The Missouri Supreme Court then accepted an application for transfer from the attorney general’s office.

Healea’s attorney, Shane Farrow, argued before the high bench Tuesday for the disqualification of the attorney general’s office from the case.

After noting that the Columbia Police department violated constitutional rights when it secretly video recorded an attorney-client phone conversation, he said the fact that the attorney general’s office harbored the recording for two years without admitting it undermines confidence in the justice system.

“The only way to remedy that is to take the video away from the police department, so it’s not an ongoing violation of that issue,” said Farrow.  “And secondly, (it’s necessary) to then appoint a special prosecutor to go forward with the case after the video’s been purged, and the officers who have reviewed the video have also been screened off from the prosecution of the case.”

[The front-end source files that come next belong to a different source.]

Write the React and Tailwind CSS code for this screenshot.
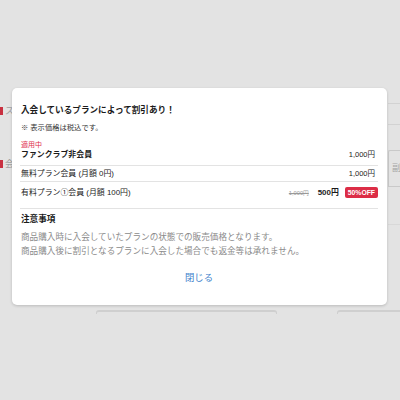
export default function App() {
  const font = { fontFamily: '"Liberation Sans","Noto Sans CJK JP",sans-serif' };
  return (
    <div className="relative w-[400px] h-[400px] overflow-hidden bg-[#e3e3e3]" style={font}>
      {/* page behind the overlay */}
      <div className="flex flex-col h-full">
        <div className="flex h-[310px]">
          <div className="w-[14px] pt-[107px] flex flex-col gap-[45px]">
            <div className="flex items-center gap-[2px] h-[8px]">
              <span className="block w-[6px] h-[8px] bg-[#c93141]" />
              <span className="text-[9px] leading-[8px] text-[#a0a0a0]">ス</span>
            </div>
            <div className="flex items-center gap-[2px] h-[8px]">
              <span className="block w-[6px] h-[8px] bg-[#c93141]" />
              <span className="text-[9px] leading-[8px] text-[#a0a0a0]">会</span>
            </div>
          </div>
          <div className="flex-1" />
          <div className="w-[12px] pt-[103px] flex flex-col">
            <div className="h-[21px] border-t border-[#d2d2d2]" />
            <div className="h-[26px] border-t border-[#d2d2d2]" />
            <div className="h-[37px] border-l border-t border-b border-[#c9c9c9] rounded-tl-[2px] flex items-center pl-[3px]">
              <span className="text-[9px] text-[#a8a8a8]">副</span>
            </div>
            <div className="h-[38px] border-b border-[#d8d8d8]" />
          </div>
        </div>
        <div className="flex">
          <div className="w-[96px] shrink-0" />
          <div className="w-[181px] shrink-0 h-[4px] border-t-2 border-x border-[#cfcfcf] rounded-t-[3px]" />
          <div className="w-[60px] shrink-0" />
          <div className="w-[80px] shrink-0 h-[4px] border-t-2 border-x border-[#cfcfcf] rounded-t-[3px]" />
        </div>
      </div>

      {/* modal */}
      <div className="absolute left-[12px] top-[88px] w-[375px] bg-white rounded-[5px] shadow-[0_1px_3px_rgba(0,0,0,0.18)] pt-[16px] pb-[21px] pl-[8px] pr-[9px] text-[#1a1a1a]">
        <div className="text-[8.6px] leading-[12px] font-bold pl-[1px]">入会しているプランによって割引あり！</div>
        <div className="mt-[7px] text-[7.3px] leading-[10px] text-[#333] pl-[1px]">※ 表示価格は税込です。</div>

        <div className="mt-[7px] border-b border-[#e3e3e3] pb-[5px] pl-[1px]">
          <div className="text-[7px] leading-[9px] text-[#e0304c]">適用中</div>
          <div className="flex justify-between items-center leading-[11px]">
            <span className="text-[7.9px] font-bold">ファンクラブ非会員</span>
            <span className="text-[7.5px] text-[#222] pr-[3px]">1,000円</span>
          </div>
        </div>

        <div className="flex justify-between items-center leading-[11px] pt-[2px] pb-[2px] border-b border-[#e3e3e3] pl-[1px]">
          <span className="text-[7.9px] text-[#222]">無料プラン会員 (月額 0円)</span>
          <span className="text-[7.5px] text-[#222] pr-[3px]">1,000円</span>
        </div>

        <div className="flex justify-between items-center pt-[5px] pb-[10px] border-b border-[#e3e3e3] pl-[1px]">
          <span className="text-[7.9px] leading-[11px] text-[#222]">有料プラン①会員 (月額 100円)</span>
          <div className="flex items-center">
            <span className="text-[5.7px] leading-[8px] text-[#999] line-through">1,000円</span>
            <span className="ml-[9px] text-[7.9px] leading-[11px] font-bold">500円</span>
            <span className="ml-[6px] h-[11px] px-[3px] rounded-[2px] bg-[#dc2d46] text-white font-bold text-[6.8px] leading-[11px]">50%OFF</span>
          </div>
        </div>

        <div className="pt-[4px] pl-[1px]">
          <div className="text-[8.6px] leading-[12px] font-bold">注意事項</div>
          <div className="mt-[5px] text-[8.6px] leading-[14px] text-[#8a8a8a]">
            <div>商品購入時に入会していたプランの状態での販売価格となります。</div>
            <div>商品購入後に割引となるプランに入会した場合でも返金等は承れません。</div>
          </div>
        </div>

        <div className="mt-[14px] flex justify-center">
          <span className="text-[9.4px] leading-[12px] text-[#3f84cc]">閉じる</span>
        </div>
      </div>
    </div>
  );
}
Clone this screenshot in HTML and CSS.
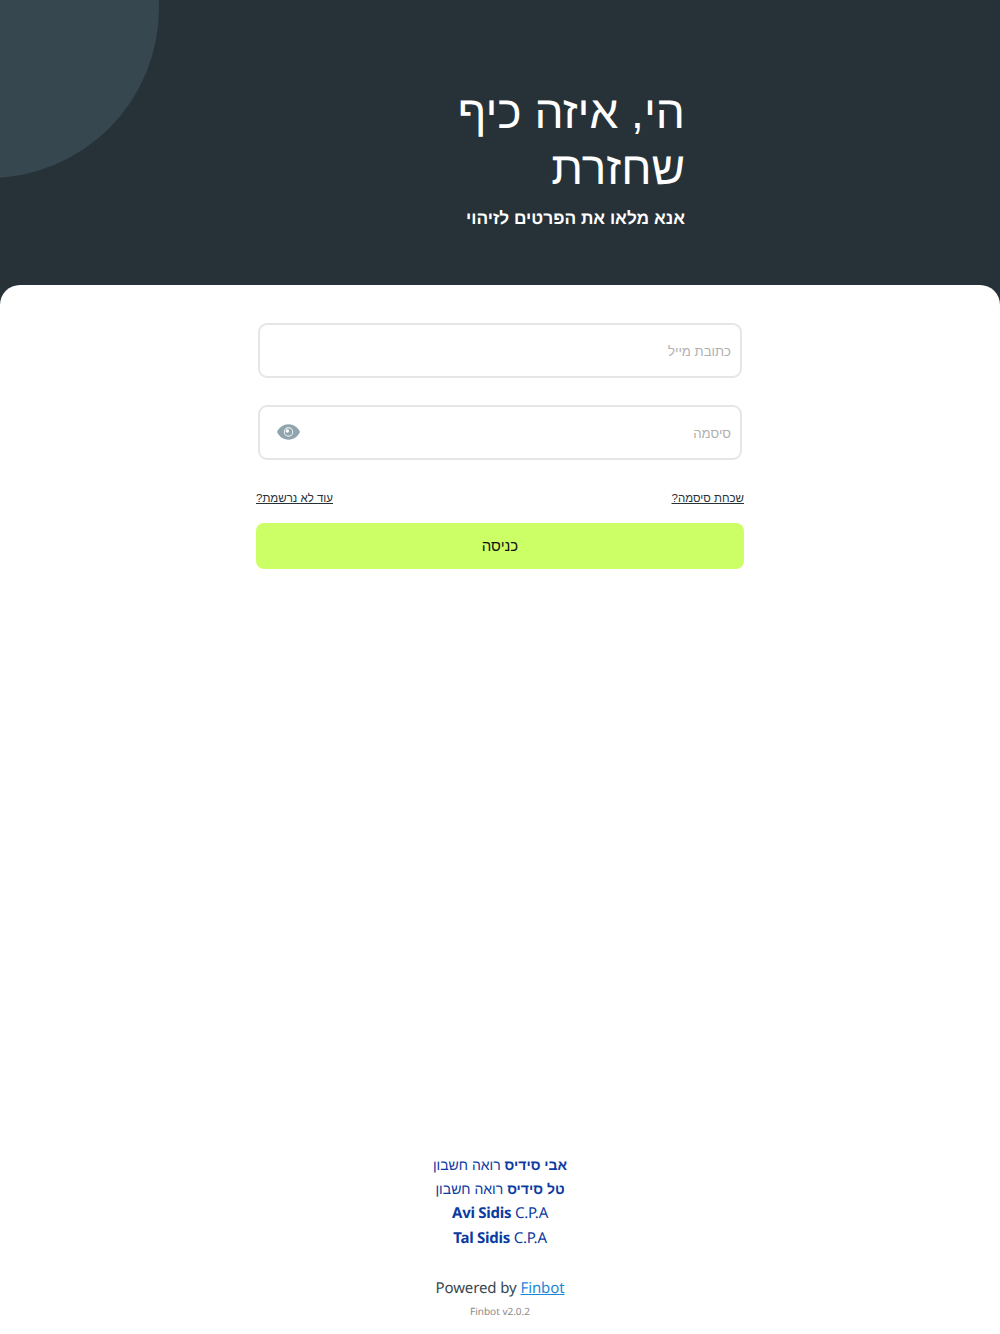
FILE: index.html
```html
<!DOCTYPE html>
<html lang="he" dir="rtl">
<head>
  <meta charset="UTF-8" />
  <meta name="viewport" content="width=device-width, initial-scale=1.0" />
  <title>Finbot</title>
  <link rel="stylesheet" href="styles.css">
</head>
<body>
  <header class="hero">
    <div class="hero-circle"></div>
    <div class="hero-text">
      <h1>הי, איזה כיף שחזרת</h1>
      <p>אנא מלאו את הפרטים לזיהוי</p>
    </div>
  </header>

  <main class="card">
    <form class="login">
      <div class="field">
        <input type="text" placeholder="כתובת מייל" />
      </div>
      <div class="field">
        <input type="password" placeholder="סיסמה" />
        <svg class="eye" viewBox="0 0 24 16" aria-hidden="true">
          <path fill="#90a4ae" fill-rule="evenodd" d="M12 0C6.600 0 2.200 3.300 0 8c2.200 4.700 6.600 8 12 8s9.800-3.300 12-8c-2.200-4.700-6.600-8-12-8zm0 12.900a4.900 4.900 0 1 1 0-9.800 4.900 4.900 0 0 1 0 9.800z"/>
          <path fill="#90a4ae" fill-rule="evenodd" d="M12 4a4 4 0 1 0 0 8 4 4 0 0 0 0-8zm-1.200 1.100a1.800 1.800 0 1 1 0 3.600 1.800 1.800 0 0 1 0-3.600z"/>
        </svg>
      </div>
      <div class="links">
        <a href="#">שכחת סיסמה?</a>
        <a href="#">עוד לא נרשמת?</a>
      </div>
      <button type="button">כניסה</button>
    </form>

    <footer class="footer">
      <div class="credits">
        <div class="credit-he"><strong>אבי סידיס</strong> רואה חשבון</div>
        <div class="credit-he"><strong>טל סידיס</strong> רואה חשבון</div>
        <div class="credit-en" dir="ltr"><strong>Avi Sidis</strong> C.P.A</div>
        <div class="credit-en" dir="ltr"><strong>Tal Sidis</strong> C.P.A</div>
      </div>
      <div class="powered" dir="ltr">Powered by <a href="#">Finbot</a></div>
      <div class="version" dir="ltr">Finbot v2.0.2</div>
    </footer>
  </main>
</body>
</html>
```

FILE: styles.css
```css
* {
  box-sizing: border-box;
}

body {
  margin: 0;
  height: 100vh;
  display: flex;
  flex-direction: column;
  font-family: "Liberation Sans", sans-serif;
  text-rendering: geometricPrecision;
  background-color: #263238;
  color: #263238;
  overflow: hidden;
}

.hero {
  position: relative;
  height: 285px;
  flex-shrink: 0;
  display: flex;
  justify-content: center;
  overflow: hidden;
}

.hero-circle {
  position: absolute;
  top: -162px;
  left: -181px;
  width: 340px;
  height: 340px;
  border-radius: 50%;
  background-color: #37474f;
}

.hero-text {
  position: relative;
  width: 370px;
  padding-top: 84px;
  color: #fff;
}

.hero-text h1 {
  margin: 0;
  font-size: 46px;
  line-height: 56px;
  font-weight: 400;
}

.hero-text p {
  margin: 10px 0 0;
  font-size: 17.300px;
  line-height: 24px;
  font-weight: 700;
}

.card {
  flex: 1;
  display: flex;
  flex-direction: column;
  align-items: center;
  background-color: #fff;
  border-radius: 20px 20px 0 0;
  padding-top: 38px;
}

.login {
  width: 488px;
}

.field {
  position: relative;
  margin: 0 2px 27px;
}

.field input {
  display: block;
  width: 100%;
  height: 55px;
  padding: 2px 9px 0;
  border: 2px solid #e6e6e6;
  border-radius: 9px;
  background-color: #fff;
  font-family: inherit;
  font-size: 13.200px;
  outline: none;
}

.field input::placeholder {
  color: #b0b0b0;
}

.eye {
  position: absolute;
  left: 19px;
  top: 19px;
  width: 23px;
  height: 16px;
}

.links {
  display: flex;
  justify-content: space-between;
  margin-top: 31px;
  font-size: 11.500px;
  line-height: 16px;
}

.links a {
  color: #263238;
}

button {
  display: block;
  width: 100%;
  height: 46px;
  margin-top: 16px;
  padding-bottom: 2px;
  border: none;
  border-radius: 8px;
  background-color: #ccff66;
  color: #111;
  font-family: inherit;
  font-size: 15px;
}

.footer {
  margin-top: auto;
  padding-bottom: 16px;
  text-align: center;
}

.credits {
  font-size: 14px;
  line-height: 24.300px;
  color: #0b3aa0;
}

.credit-en {
  font-family: "Noto Sans", sans-serif;
  font-size: 15px;
  letter-spacing: -0.250px;
}

.powered {
  margin-top: 26px;
  font-family: "Noto Sans", sans-serif;
  font-size: 15px;
  line-height: 24px;
  letter-spacing: -0.100px;
  color: #37474f;
}

.powered a {
  color: #1e88d8;
}

.version {
  margin-top: 4px;
  font-family: "Noto Sans", sans-serif;
  font-size: 10px;
  line-height: 14px;
  color: #8a8a8a;
}
```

Farrow also questioned the office’s claim that none of its investigators viewed the recording, while stating that the office had collaborated with Columbia Police on its case against Healea.

“We don’t know that everybody in the attorney general’s office has not viewed this at some point, that there’s not some investigator somewhere whose looked at this,” Farrow said.  “And what we do know is that they have talked to their investigating officers in preparation for this case.”

First Assistant Attorney General John Sauer flatly dismissed Farrow’s assertion that anybody in the office had ever viewed the video.

“No member of the attorney general’s office ever reviewed the recording, and Healea can sight no evidence to the contrary,” said Sauer.  “I stand by that representation.”

In addition to having the attorney general’s office dismissed from the case,  Healea is seeking to have the the search warrant Columbia Police used to draw his blood invalidated because the department can’t produce a warrant signed by a judge as is legally required.

He also claims a hearing should be held to determine if the Columbia Police Department’s sever should be purged of the video it secretly recorded.

Healea is further asking for the portion of the special master’s report that includes the video to be sealed, and is calling for his complaint that the report doesn’t address all his concerns in the case to be heard in court.

The Supreme Court did not hand down a decision in the case Tuesday, and typically does so weeks after arguments are made.